**Written exercise**
Can you output the material exactly as written, minus any pictures it holds?
[Source data start]
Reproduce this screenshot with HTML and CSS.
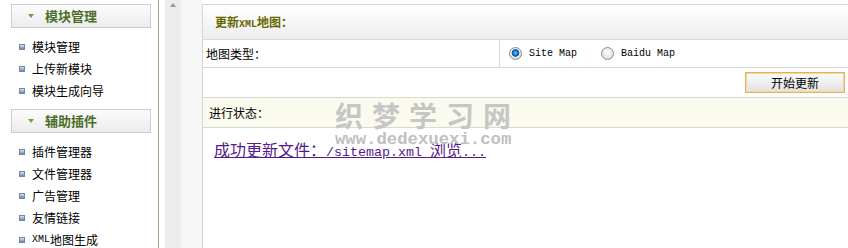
FILE: index.html
```html
<!DOCTYPE html>
<html>
<head>
<meta charset="utf-8">
<title>更新XML地图</title>
<link rel="stylesheet" href="styles.css">
</head>
<body>
<div class="page">
  <aside class="side">
    <div class="grp-head"><span class="arrow"></span>模块管理</div>
    <ul class="menu">
      <li><span class="dot"></span>模块管理</li>
      <li><span class="dot"></span>上传新模块</li>
      <li><span class="dot"></span>模块生成向导</li>
    </ul>
    <div class="grp-head"><span class="arrow"></span>辅助插件</div>
    <ul class="menu">
      <li><span class="dot"></span>插件管理器</li>
      <li><span class="dot"></span>文件管理器</li>
      <li><span class="dot"></span>广告管理</li>
      <li><span class="dot"></span>友情链接</li>
      <li><span class="dot"></span><span class="mono-s">XML</span>地图生成</li>
    </ul>
  </aside>
  <div class="gap"></div>
  <div class="toggle"><span class="up"></span></div>
  <div class="pad"></div>
  <main class="panel">
    <div class="p-head">更新<span class="mono-b">XML</span>地图：</div>
    <div class="row row-type">
      <div class="lbl">地图类型：</div>
      <div class="opts">
        <label class="opt"><input class="radio" type="radio" name="maptype" checked><span class="mono">Site Map</span></label>
        <label class="opt"><input class="radio" type="radio" name="maptype"><span class="mono">Baidu Map</span></label>
      </div>
    </div>
    <div class="row row-btn"><button class="btn" type="button">开始更新</button></div>
    <div class="row row-status">进行状态：</div>
    <div class="result"><a href="#" class="link">成功更新文件：<span class="mono-l">/sitemap.xml </span>浏览<span class="mono-l">...</span></a></div>
  </main>
</div>
<div class="wm">
  <div class="wm-cn">织梦学习网</div>
  <div class="wm-url">www.dedexuexi.com</div>
</div>
</body>
</html>
```

FILE: styles.css
```css
* { box-sizing: border-box; }
html, body { margin: 0; padding: 0; background: #fff; }
body {
  font-family: "Noto Sans CJK SC", "Liberation Sans", sans-serif;
  font-size: 12px;
  color: #000;
  width: 848px;
  height: 248px;
  overflow: hidden;
  position: relative;
}
.page {
  display: flex;
  height: 248px;
}
.side {
  flex: none;
  width: 159px;
  border-right: 1px solid #a2a38a;
  padding-top: 4px;
}
.grp-head {
  margin-left: 11px;
  width: 140px;
  height: 24px;
  border: 1px solid #cdcdcd;
  background: linear-gradient(#fcfcfc, #ececec);
  display: flex;
  align-items: center;
  font-size: 13px;
  font-weight: bold;
  color: #4b6e26;
  line-height: 22px;
}
.arrow {
  width: 0;
  height: 0;
  margin-left: 16px;
  margin-right: 11px;
  border-left: 3.5px solid transparent;
  border-right: 3.5px solid transparent;
  border-top: 4px solid #6aa050;
}
.menu {
  list-style: none;
  margin: 8px 0 7px;
  padding: 0;
}
.menu li {
  height: 22px;
  line-height: 22px;
  padding-left: 19px;
  display: flex;
  align-items: center;
}
.dot {
  width: 6px;
  height: 6px;
  margin-right: 7px;
  border: 1px solid #7b8799;
  background: linear-gradient(#d6e4f7, #5c88c9);
}
.mono-s { font-family: "Liberation Mono", monospace; font-size: 10px; }
.mono-b { font-family: "Liberation Mono", monospace; font-size: 10px; font-weight: bold; }
.gap { flex: none; width: 6px; }
.toggle {
  flex: none;
  width: 16px;
  background: #ececec;
  display: flex;
  justify-content: center;
  padding-top: 3px;
}
.up {
  width: 0;
  height: 0;
  border-left: 3.5px solid transparent;
  border-right: 3.5px solid transparent;
  border-bottom: 4px solid #9a9a9a;
}
.pad { flex: none; width: 21px; background: #f6f6f6; }
.panel {
  flex: 1;
  margin-top: 4px;
  border-left: 1px solid #d5d5d5;
  border-top: 1px solid #d5d5d5;
  display: flex;
  flex-direction: column;
}
.p-head {
  height: 35px;
  line-height: 34px;
  border-bottom: 1px solid #d8d8d8;
  background: linear-gradient(#ffffff, #ededed);
  padding-left: 12px;
  font-weight: bold;
  color: #666600;
}
.row {
  border-bottom: 1px solid #d8d8d8;
  display: flex;
}
.row-type { height: 28px; }
.lbl {
  width: 297px;
  border-right: 1px solid #d8d8d8;
  padding-left: 3px;
  line-height: 27px;
}
.opts {
  display: flex;
  align-items: center;
  padding-left: 9px;
  gap: 24px;
}
.opt { display: flex; align-items: center; }
.radio {
  appearance: none;
  -webkit-appearance: none;
  margin: 0 7px 0 0;
  width: 13px;
  height: 13px;
  border-radius: 50%;
  border: 1px solid #8c8c8c;
  background: radial-gradient(circle at 50% 40%, #ffffff, #d4d4d4);
}
.radio:checked {
  background: radial-gradient(circle at 50% 45%, #63c4ff 0, #1a84d6 2px, #0d4f93 3.4px, #f4f4f4 4.2px, #d0d0d0 6px);
}
.mono { font-family: "Liberation Mono", monospace; font-size: 10px; }
.row-btn {
  height: 30px;
  justify-content: flex-end;
  align-items: center;
  padding-right: 3px;
}
.btn {
  width: 100px;
  height: 21px;
  padding: 0;
  border: 1px solid #e4b05a;
  box-shadow: inset 0 0 0 1px #f6d9a2;
  background: linear-gradient(#fdfdfd, #e0e0e0);
  font-family: "Noto Sans CJK SC", sans-serif;
  font-size: 12px;
  line-height: 18px;
  color: #000;
}
.row-status {
  height: 30px;
  line-height: 29px;
  padding-left: 6px;
  background: #fafbee;
}
.result {
  padding: 11px 11px;
  line-height: 20px;
}
.link {
  font-size: 16px;
  color: #551a8b;
  text-decoration: underline;
}
.mono-l { font-family: "Liberation Mono", monospace; font-size: 13.33px; }
.wm {
  position: absolute;
  left: 335px;
  top: 99px;
  pointer-events: none;
}
.wm-cn {
  font-family: "Noto Sans CJK SC", sans-serif;
  font-weight: bold;
  font-size: 28px;
  line-height: 32px;
  letter-spacing: 9px;
  color: #c6c6c6;
  white-space: nowrap;
}
.wm-url {
  font-family: "Liberation Mono", monospace;
  font-weight: bold;
  font-size: 17.3px;
  line-height: 18px;
  color: #c0c0c0;
  white-space: nowrap;
  margin-top: 0;
}
```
[Source data end]
**Task result**
Reproduce this screenshot with HTML and CSS.
FILE: index.html
```html
<!DOCTYPE html>
<html>
<head>
<meta charset="utf-8">
<title>更新XML地图</title>
<link rel="stylesheet" href="styles.css">
</head>
<body>
<div class="page">
  <aside class="side">
    <div class="grp-head"><span class="arrow"></span>模块管理</div>
    <ul class="menu">
      <li><span class="dot"></span>模块管理</li>
      <li><span class="dot"></span>上传新模块</li>
      <li><span class="dot"></span>模块生成向导</li>
    </ul>
    <div class="grp-head"><span class="arrow"></span>辅助插件</div>
    <ul class="menu">
      <li><span class="dot"></span>插件管理器</li>
      <li><span class="dot"></span>文件管理器</li>
      <li><span class="dot"></span>广告管理</li>
      <li><span class="dot"></span>友情链接</li>
      <li><span class="dot"></span><span class="mono-s">XML</span>地图生成</li>
    </ul>
  </aside>
  <div class="gap"></div>
  <div class="toggle"><span class="up"></span></div>
  <div class="pad"></div>
  <main class="panel">
    <div class="p-head">更新<span class="mono-b">XML</span>地图：</div>
    <div class="row row-type">
      <div class="lbl">地图类型：</div>
      <div class="opts">
        <label class="opt"><input class="radio" type="radio" name="maptype" checked><span class="mono">Site Map</span></label>
        <label class="opt"><input class="radio" type="radio" name="maptype"><span class="mono">Baidu Map</span></label>
      </div>
    </div>
    <div class="row row-btn"><button class="btn" type="button">开始更新</button></div>
    <div class="row row-status">进行状态：</div>
    <div class="result"><a href="#" class="link">成功更新文件：<span class="mono-l">/sitemap.xml </span>浏览<span class="mono-l">...</span></a></div>
  </main>
</div>
<div class="wm">
  <div class="wm-cn">织梦学习网</div>
  <div class="wm-url">www.dedexuexi.com</div>
</div>
</body>
</html>
```

FILE: styles.css
```css
* { box-sizing: border-box; }
html, body { margin: 0; padding: 0; background: #fff; }
body {
  font-family: "Noto Sans CJK SC", "Liberation Sans", sans-serif;
  font-size: 12px;
  color: #000;
  width: 848px;
  height: 248px;
  overflow: hidden;
  position: relative;
}
.page {
  display: flex;
  height: 248px;
}
.side {
  flex: none;
  width: 159px;
  border-right: 1px solid #a2a38a;
  padding-top: 4px;
}
.grp-head {
  margin-left: 11px;
  width: 140px;
  height: 24px;
  border: 1px solid #cdcdcd;
  background: linear-gradient(#fcfcfc, #ececec);
  display: flex;
  align-items: center;
  font-size: 13px;
  font-weight: bold;
  color: #4b6e26;
  line-height: 22px;
}
.arrow {
  width: 0;
  height: 0;
  margin-left: 16px;
  margin-right: 11px;
  border-left: 3.5px solid transparent;
  border-right: 3.5px solid transparent;
  border-top: 4px solid #6aa050;
}
.menu {
  list-style: none;
  margin: 8px 0 7px;
  padding: 0;
}
.menu li {
  height: 22px;
  line-height: 22px;
  padding-left: 19px;
  display: flex;
  align-items: center;
}
.dot {
  width: 6px;
  height: 6px;
  margin-right: 7px;
  border: 1px solid #7b8799;
  background: linear-gradient(#d6e4f7, #5c88c9);
}
.mono-s { font-family: "Liberation Mono", monospace; font-size: 10px; }
.mono-b { font-family: "Liberation Mono", monospace; font-size: 10px; font-weight: bold; }
.gap { flex: none; width: 6px; }
.toggle {
  flex: none;
  width: 16px;
  background: #ececec;
  display: flex;
  justify-content: center;
  padding-top: 3px;
}
.up {
  width: 0;
  height: 0;
  border-left: 3.5px solid transparent;
  border-right: 3.5px solid transparent;
  border-bottom: 4px solid #9a9a9a;
}
.pad { flex: none; width: 21px; background: #f6f6f6; }
.panel {
  flex: 1;
  margin-top: 4px;
  border-left: 1px solid #d5d5d5;
  border-top: 1px solid #d5d5d5;
  display: flex;
  flex-direction: column;
}
.p-head {
  height: 35px;
  line-height: 34px;
  border-bottom: 1px solid #d8d8d8;
  background: linear-gradient(#ffffff, #ededed);
  padding-left: 12px;
  font-weight: bold;
  color: #666600;
}
.row {
  border-bottom: 1px solid #d8d8d8;
  display: flex;
}
.row-type { height: 28px; }
.lbl {
  width: 297px;
  border-right: 1px solid #d8d8d8;
  padding-left: 3px;
  line-height: 27px;
}
.opts {
  display: flex;
  align-items: center;
  padding-left: 9px;
  gap: 24px;
}
.opt { display: flex; align-items: center; }
.radio {
  appearance: none;
  -webkit-appearance: none;
  margin: 0 7px 0 0;
  width: 13px;
  height: 13px;
  border-radius: 50%;
  border: 1px solid #8c8c8c;
  background: radial-gradient(circle at 50% 40%, #ffffff, #d4d4d4);
}
.radio:checked {
  background: radial-gradient(circle at 50% 45%, #63c4ff 0, #1a84d6 2px, #0d4f93 3.4px, #f4f4f4 4.2px, #d0d0d0 6px);
}
.mono { font-family: "Liberation Mono", monospace; font-size: 10px; }
.row-btn {
  height: 30px;
  justify-content: flex-end;
  align-items: center;
  padding-right: 3px;
}
.btn {
  width: 100px;
  height: 21px;
  padding: 0;
  border: 1px solid #e4b05a;
  box-shadow: inset 0 0 0 1px #f6d9a2;
  background: linear-gradient(#fdfdfd, #e0e0e0);
  font-family: "Noto Sans CJK SC", sans-serif;
  font-size: 12px;
  line-height: 18px;
  color: #000;
}
.row-status {
  height: 30px;
  line-height: 29px;
  padding-left: 6px;
  background: #fafbee;
}
.result {
  padding: 11px 11px;
  line-height: 20px;
}
.link {
  font-size: 16px;
  color: #551a8b;
  text-decoration: underline;
}
.mono-l { font-family: "Liberation Mono", monospace; font-size: 13.33px; }
.wm {
  position: absolute;
  left: 335px;
  top: 99px;
  pointer-events: none;
}
.wm-cn {
  font-family: "Noto Sans CJK SC", sans-serif;
  font-weight: bold;
  font-size: 28px;
  line-height: 32px;
  letter-spacing: 9px;
  color: #c6c6c6;
  white-space: nowrap;
}
.wm-url {
  font-family: "Liberation Mono", monospace;
  font-weight: bold;
  font-size: 17.3px;
  line-height: 18px;
  color: #c0c0c0;
  white-space: nowrap;
  margin-top: 0;
}
```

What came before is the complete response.